Now the root of all this evil was unreality. It was not merely because their heart was far from God that they invented hollow formalisms; indifference leads to neglect, not to a perverted and fastidious earnestness. But while their hearts were earthly, they had learned to honor God with their lips. The judgments which had sent their fathers into exile, the pride of their unique position among the nations, and the self-interest of privileged classes, all forbade them to neglect the worship in which they had no joy, and which, therefore, they were unable to follow as it reached out into infinity, panting after God, a living God. There was no principle of life, growth, aspiration, in their dull obedience. And what could it turn into but a routine, a ritual, a verbal homage, and the honor of the lips only? And how could such a worship fail to shelter itself in evasions from the heart-searching earnestness of a law which was spiritual, while the worshipper was carnal and sold under sin?

It was inevitable that collisions should arise. And the same results will always follow the same causes. Wherever men bow the knee for the sake of respectability, or because they dare not absent themselves from the outward haunts of piety, yet fail to love God and their neighbor, there will the form outrage the spirit, and in vain will they worship, teaching as their doctrines the traditions of men.

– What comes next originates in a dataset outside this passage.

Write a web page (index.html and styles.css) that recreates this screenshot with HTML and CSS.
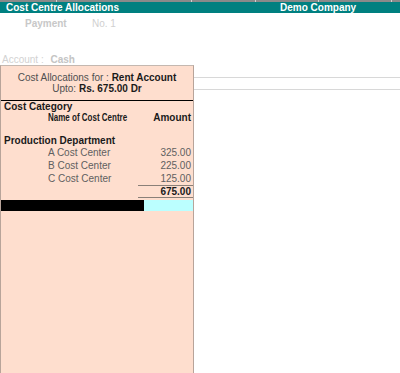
FILE: index.html
```html
<!DOCTYPE html>
<html>
<head>
<meta charset="utf-8">
<link rel="stylesheet" href="styles.css">
</head>
<body>
<div class="topline"></div>
<div class="titlebar">
  <div class="title">Cost Centre Allocations</div>
  <div class="company">Demo Company</div>
</div>
<div class="voucher-head">
  <span class="vtype">Payment</span>
  <span class="vno">No. 1</span>
</div>
<div class="account-row">Account : <b>Cash</b></div>
<div class="main">
  <div class="panel">
    <div class="alloc-head">
      <div>Cost Allocations for : <b>Rent Account</b></div>
      <div>Upto: <b>Rs. 675.00 Dr</b></div>
    </div>
    <div class="rule"></div>
    <div class="hdr-cat">Cost Category</div>
    <div class="row hdr">
      <div class="name"><span class="narrow">Name of Cost Centre</span></div>
      <div class="amt">Amount</div>
    </div>
    <div class="cat">Production Department</div>
    <div class="row item">
      <div class="name">A Cost Center</div>
      <div class="amt">325.00</div>
    </div>
    <div class="row item">
      <div class="name">B Cost Center</div>
      <div class="amt">225.00</div>
    </div>
    <div class="row item">
      <div class="name">C Cost Center</div>
      <div class="amt">125.00</div>
    </div>
    <div class="row total">
      <div class="name"></div>
      <div class="amt">675.00</div>
    </div>
    <div class="cursor">
      <div class="cursor-black"></div>
      <div class="cursor-cyan"></div>
    </div>
  </div>
  <div class="side">
    <div class="side-line first"></div>
    <div class="side-line second"></div>
  </div>
</div>
</body>
</html>
```

FILE: styles.css
```css
html, body {
  margin: 0;
  padding: 0;
}
body {
  width: 400px;
  height: 373px;
  overflow: hidden;
  background: #ffffff;
  font-family: "Liberation Sans", Arial, sans-serif;
  font-size: 10px;
  color: #1a1a1a;
}
.topline {
  height: 2px;
  background:
    linear-gradient(#d0d0d0, #d0d0d0) 56px 0 / 1px 2px no-repeat,
    linear-gradient(#d0d0d0, #d0d0d0) 191px 0 / 1px 2px no-repeat,
    linear-gradient(#d0d0d0, #d0d0d0) 255px 0 / 1px 2px no-repeat,
    linear-gradient(#d0d0d0, #d0d0d0) 318px 0 / 1px 2px no-repeat,
    linear-gradient(#d0d0d0, #d0d0d0) 391px 0 / 1px 2px no-repeat,
    #8a8a8a;
}
.titlebar {
  display: grid;
  grid-template-columns: 280px 1fr;
  height: 11px;
  line-height: 11px;
  background: #008080;
  color: #ffffff;
  font-weight: bold;
}
.title {
  padding-left: 6px;
}
.voucher-head {
  display: flex;
  height: 10px;
  line-height: 10px;
  margin-top: 6px;
  padding-left: 25px;
  color: #c8c8c8;
}
.vtype {
  width: 67px;
  font-weight: bold;
}
.vno {
  color: #d0d0d0;
}
.account-row {
  height: 10px;
  line-height: 10px;
  margin-top: 26px;
  padding-left: 2px;
  color: #d2d2d2;
}
.account-row b {
  margin-left: 4px;
  color: #c4c4c4;
}
.main {
  display: flex;
  height: 308px;
}
.panel {
  width: 192px;
  flex: none;
  background: #fedece;
  border-top: 1px solid #c4b8b0;
  border-left: 1px solid #b8a49a;
  border-right: 1px solid #b8a49a;
}
.alloc-head {
  padding-top: 6px;
  text-align: center;
  line-height: 11px;
  color: #505050;
}
.alloc-head b {
  color: #1a1a1a;
}
.rule {
  margin-top: 6px;
  height: 1px;
  background: #000000;
}
.hdr-cat {
  padding-left: 3px;
  line-height: 11px;
  font-weight: bold;
}
.row {
  display: grid;
  grid-template-columns: minmax(0, 1fr) 55px;
  white-space: nowrap;
}
.name {
  padding-left: 47px;
  min-width: 0;
}
.amt {
  text-align: right;
  padding-right: 2px;
}
.hdr {
  line-height: 11px;
  font-weight: bold;
}
.narrow {
  display: inline-block;
  transform: scaleX(0.8);
  transform-origin: left center;
}
.cat {
  margin-top: 12px;
  padding-left: 3px;
  line-height: 11px;
  font-weight: bold;
}
.item {
  line-height: 13px;
  color: #606060;
}
.total {
  line-height: 11px;
  font-weight: bold;
}
.total .amt {
  border-top: 1px solid #8a8078;
  border-bottom: 1px solid #8a8078;
}
.cursor {
  display: flex;
  margin-top: 2px;
  height: 11px;
}
.cursor-black {
  width: 143px;
  background: #000000;
}
.cursor-cyan {
  flex: 1;
  background: #bbffff;
}
.side {
  flex: 1;
}
.side-line {
  height: 1px;
  background: #d8d8d8;
}
.side-line.first {
  margin-top: 12px;
}
.side-line.second {
  margin-top: 11px;
}
```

Very completely indeed was the relative position of Jesus and His critics reversed, since they had expressed pain at the fruitless effort of His mother to speak with Him, and He had seemed to set the meanest disciple upon a level with her. But He never really denied the voice of nature, and they never really heard it. An affectation of respect would have satisfied their heartless formality: He thought it the highest reward of discipleship to share the warmth of His love. And therefore, in due time, it was seen that His critics were all unconscious of the wickedness of filial neglect which set His heart on fire.